> _WHAT THE TASK REQUIRES_
Note each line that includes the word "picture". Copy those lines.
[start DATASET EXTRACT]
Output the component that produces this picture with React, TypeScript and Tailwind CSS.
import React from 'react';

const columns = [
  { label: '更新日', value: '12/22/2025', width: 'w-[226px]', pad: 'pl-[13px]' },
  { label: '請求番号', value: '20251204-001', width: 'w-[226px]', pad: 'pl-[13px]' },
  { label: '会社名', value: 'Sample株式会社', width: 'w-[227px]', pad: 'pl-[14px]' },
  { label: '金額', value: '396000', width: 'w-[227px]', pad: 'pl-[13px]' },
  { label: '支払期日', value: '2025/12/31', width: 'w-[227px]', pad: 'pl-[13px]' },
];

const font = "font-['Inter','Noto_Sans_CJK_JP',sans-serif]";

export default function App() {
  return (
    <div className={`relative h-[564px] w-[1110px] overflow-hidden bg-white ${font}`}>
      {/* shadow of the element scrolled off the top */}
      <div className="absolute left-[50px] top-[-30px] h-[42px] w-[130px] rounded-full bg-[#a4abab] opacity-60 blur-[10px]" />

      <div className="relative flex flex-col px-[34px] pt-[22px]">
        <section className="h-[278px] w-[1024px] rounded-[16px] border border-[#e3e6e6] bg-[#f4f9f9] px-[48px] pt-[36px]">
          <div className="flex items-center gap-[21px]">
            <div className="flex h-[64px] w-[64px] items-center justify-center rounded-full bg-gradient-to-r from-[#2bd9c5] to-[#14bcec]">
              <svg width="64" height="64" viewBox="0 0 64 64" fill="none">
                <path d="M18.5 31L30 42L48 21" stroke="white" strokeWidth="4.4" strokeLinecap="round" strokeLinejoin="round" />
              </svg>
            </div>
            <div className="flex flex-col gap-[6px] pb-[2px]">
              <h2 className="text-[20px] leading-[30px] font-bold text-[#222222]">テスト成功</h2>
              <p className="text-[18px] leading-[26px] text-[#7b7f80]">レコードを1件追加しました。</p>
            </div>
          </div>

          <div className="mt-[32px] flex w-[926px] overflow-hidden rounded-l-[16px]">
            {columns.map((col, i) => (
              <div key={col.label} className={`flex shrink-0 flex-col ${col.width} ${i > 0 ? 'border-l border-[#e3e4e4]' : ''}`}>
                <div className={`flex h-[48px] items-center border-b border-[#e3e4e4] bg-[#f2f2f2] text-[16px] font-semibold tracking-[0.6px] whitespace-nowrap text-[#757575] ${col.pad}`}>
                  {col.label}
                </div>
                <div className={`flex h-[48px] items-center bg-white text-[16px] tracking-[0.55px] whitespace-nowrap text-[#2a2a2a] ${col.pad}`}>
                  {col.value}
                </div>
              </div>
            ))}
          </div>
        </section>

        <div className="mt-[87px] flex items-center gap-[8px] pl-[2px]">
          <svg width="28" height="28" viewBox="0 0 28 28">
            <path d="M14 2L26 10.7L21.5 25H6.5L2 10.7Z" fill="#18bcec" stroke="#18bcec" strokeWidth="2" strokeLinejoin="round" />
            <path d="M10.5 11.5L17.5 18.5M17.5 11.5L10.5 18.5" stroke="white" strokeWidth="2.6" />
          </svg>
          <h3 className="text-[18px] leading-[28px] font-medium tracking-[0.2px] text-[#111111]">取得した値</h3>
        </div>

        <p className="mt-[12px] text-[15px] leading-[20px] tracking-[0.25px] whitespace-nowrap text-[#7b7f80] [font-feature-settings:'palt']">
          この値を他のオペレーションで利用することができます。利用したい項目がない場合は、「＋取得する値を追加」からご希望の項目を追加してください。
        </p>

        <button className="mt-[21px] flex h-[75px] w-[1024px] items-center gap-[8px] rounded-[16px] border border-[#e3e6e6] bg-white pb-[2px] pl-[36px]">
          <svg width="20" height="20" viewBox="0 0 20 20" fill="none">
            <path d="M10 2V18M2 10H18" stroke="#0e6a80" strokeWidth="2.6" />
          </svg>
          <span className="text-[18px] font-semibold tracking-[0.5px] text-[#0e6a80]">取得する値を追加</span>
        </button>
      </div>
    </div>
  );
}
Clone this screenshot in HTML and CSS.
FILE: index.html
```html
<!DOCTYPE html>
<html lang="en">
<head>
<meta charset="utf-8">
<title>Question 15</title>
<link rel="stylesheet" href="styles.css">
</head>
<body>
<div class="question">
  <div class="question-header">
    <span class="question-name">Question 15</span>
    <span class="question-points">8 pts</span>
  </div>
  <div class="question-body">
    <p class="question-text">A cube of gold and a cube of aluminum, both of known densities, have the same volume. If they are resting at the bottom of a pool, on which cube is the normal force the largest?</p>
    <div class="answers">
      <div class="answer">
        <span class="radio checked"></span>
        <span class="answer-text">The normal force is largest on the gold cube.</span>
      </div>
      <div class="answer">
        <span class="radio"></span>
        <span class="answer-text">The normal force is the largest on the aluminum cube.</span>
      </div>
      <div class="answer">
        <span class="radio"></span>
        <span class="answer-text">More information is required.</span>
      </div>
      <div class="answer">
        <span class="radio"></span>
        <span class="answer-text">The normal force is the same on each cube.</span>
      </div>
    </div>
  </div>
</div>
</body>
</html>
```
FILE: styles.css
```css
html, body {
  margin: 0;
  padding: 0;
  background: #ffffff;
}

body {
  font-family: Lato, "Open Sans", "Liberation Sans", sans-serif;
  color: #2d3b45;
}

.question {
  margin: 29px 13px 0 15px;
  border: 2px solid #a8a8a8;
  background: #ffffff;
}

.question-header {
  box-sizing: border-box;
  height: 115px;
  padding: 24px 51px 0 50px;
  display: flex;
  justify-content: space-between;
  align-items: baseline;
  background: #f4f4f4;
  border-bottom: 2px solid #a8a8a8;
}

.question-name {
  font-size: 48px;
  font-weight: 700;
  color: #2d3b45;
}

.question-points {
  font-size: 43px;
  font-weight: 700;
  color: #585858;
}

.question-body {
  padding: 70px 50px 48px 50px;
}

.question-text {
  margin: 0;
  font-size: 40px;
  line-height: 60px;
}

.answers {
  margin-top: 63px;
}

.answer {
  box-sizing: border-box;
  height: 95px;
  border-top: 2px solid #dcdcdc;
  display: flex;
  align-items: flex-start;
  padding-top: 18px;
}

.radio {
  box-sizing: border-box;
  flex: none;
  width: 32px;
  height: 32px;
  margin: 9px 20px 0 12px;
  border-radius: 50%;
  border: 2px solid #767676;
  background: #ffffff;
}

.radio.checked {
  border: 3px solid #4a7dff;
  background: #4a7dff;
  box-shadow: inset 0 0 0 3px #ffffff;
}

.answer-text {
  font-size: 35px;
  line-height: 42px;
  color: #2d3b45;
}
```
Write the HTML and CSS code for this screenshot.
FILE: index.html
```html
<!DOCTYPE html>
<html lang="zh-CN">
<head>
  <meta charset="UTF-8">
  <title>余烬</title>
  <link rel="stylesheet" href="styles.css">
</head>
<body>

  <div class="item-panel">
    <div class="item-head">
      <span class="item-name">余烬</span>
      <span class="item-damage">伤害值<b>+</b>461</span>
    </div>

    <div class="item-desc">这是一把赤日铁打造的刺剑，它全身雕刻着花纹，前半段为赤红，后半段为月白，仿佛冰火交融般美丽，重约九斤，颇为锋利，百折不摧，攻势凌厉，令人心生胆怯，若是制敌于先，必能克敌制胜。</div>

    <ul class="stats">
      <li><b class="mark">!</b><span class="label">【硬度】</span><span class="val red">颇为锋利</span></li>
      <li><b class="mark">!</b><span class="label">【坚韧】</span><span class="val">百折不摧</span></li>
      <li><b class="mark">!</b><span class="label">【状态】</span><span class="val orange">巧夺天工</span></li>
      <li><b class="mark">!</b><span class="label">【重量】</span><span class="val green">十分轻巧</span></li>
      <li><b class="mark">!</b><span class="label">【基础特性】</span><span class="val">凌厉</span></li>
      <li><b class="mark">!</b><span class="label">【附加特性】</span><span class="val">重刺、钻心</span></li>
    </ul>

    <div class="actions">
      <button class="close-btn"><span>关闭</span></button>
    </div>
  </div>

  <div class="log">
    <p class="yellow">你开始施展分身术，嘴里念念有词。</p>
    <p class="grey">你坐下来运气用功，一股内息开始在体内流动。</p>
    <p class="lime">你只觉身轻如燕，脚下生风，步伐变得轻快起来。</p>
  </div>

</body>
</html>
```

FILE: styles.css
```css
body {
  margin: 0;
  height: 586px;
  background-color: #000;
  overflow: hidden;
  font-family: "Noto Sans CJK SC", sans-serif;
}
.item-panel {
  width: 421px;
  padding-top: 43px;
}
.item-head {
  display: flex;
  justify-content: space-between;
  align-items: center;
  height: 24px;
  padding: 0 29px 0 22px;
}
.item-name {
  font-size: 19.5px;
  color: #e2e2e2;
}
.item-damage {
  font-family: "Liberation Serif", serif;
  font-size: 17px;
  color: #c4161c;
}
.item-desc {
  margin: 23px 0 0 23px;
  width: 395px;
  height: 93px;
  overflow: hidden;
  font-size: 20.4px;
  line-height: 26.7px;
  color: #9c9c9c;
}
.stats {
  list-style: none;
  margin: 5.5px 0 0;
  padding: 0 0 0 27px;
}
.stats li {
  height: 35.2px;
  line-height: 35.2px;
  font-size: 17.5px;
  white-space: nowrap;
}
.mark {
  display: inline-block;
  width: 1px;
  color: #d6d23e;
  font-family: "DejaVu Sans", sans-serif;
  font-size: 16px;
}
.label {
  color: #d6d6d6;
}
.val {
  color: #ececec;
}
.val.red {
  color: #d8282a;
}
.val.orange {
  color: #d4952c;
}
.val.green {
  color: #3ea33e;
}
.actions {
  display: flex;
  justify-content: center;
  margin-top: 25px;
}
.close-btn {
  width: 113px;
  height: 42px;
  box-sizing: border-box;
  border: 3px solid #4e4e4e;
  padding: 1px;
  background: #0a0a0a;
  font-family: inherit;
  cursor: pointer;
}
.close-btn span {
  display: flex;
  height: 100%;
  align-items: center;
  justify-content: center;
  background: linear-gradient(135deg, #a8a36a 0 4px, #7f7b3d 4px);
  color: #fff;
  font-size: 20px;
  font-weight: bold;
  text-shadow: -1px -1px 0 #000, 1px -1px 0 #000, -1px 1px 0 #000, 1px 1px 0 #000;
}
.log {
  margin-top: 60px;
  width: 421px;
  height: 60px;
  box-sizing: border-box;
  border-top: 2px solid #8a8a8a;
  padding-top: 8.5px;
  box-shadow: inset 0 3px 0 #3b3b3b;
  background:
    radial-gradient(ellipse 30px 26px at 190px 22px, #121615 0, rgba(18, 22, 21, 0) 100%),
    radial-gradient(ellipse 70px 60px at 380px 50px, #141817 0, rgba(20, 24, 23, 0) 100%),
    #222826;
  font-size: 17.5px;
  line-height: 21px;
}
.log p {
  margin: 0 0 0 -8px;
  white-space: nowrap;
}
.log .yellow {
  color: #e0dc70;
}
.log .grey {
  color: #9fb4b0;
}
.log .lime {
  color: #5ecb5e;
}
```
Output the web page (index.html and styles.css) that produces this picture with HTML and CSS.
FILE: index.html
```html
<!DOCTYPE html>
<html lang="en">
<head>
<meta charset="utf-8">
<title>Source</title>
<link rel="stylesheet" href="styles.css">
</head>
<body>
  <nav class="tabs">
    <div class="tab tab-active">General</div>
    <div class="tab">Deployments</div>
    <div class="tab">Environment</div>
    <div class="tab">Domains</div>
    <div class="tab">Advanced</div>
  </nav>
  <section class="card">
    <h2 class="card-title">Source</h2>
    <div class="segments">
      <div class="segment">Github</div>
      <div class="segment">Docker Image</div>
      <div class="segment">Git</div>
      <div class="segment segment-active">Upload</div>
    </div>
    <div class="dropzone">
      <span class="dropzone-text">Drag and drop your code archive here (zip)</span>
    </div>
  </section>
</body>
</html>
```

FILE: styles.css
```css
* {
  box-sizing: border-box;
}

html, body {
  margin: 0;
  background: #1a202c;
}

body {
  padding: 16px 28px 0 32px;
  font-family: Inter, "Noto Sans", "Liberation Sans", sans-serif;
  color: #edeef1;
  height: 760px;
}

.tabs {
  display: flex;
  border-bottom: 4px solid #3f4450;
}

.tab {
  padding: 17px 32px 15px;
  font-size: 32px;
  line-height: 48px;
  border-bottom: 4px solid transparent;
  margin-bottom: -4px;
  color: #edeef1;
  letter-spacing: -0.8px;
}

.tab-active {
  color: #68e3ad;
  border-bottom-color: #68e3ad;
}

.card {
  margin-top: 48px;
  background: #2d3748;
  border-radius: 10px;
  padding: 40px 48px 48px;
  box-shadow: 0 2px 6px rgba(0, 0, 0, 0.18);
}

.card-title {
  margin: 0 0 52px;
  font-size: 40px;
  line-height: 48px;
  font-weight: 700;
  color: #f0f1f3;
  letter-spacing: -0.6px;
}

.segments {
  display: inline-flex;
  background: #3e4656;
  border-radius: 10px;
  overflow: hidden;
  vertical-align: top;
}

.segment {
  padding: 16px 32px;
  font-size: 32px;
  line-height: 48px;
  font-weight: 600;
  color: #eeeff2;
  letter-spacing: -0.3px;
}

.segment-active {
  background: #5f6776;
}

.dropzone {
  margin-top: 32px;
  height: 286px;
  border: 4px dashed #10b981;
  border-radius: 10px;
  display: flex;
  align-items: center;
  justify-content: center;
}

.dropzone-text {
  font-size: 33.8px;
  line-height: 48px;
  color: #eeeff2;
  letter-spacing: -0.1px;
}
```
[end DATASET EXTRACT]
> _CORRECT ANSWER_
Output the component that produces this picture with React, TypeScript and Tailwind CSS.
Output the web page (index.html and styles.css) that produces this picture with HTML and CSS.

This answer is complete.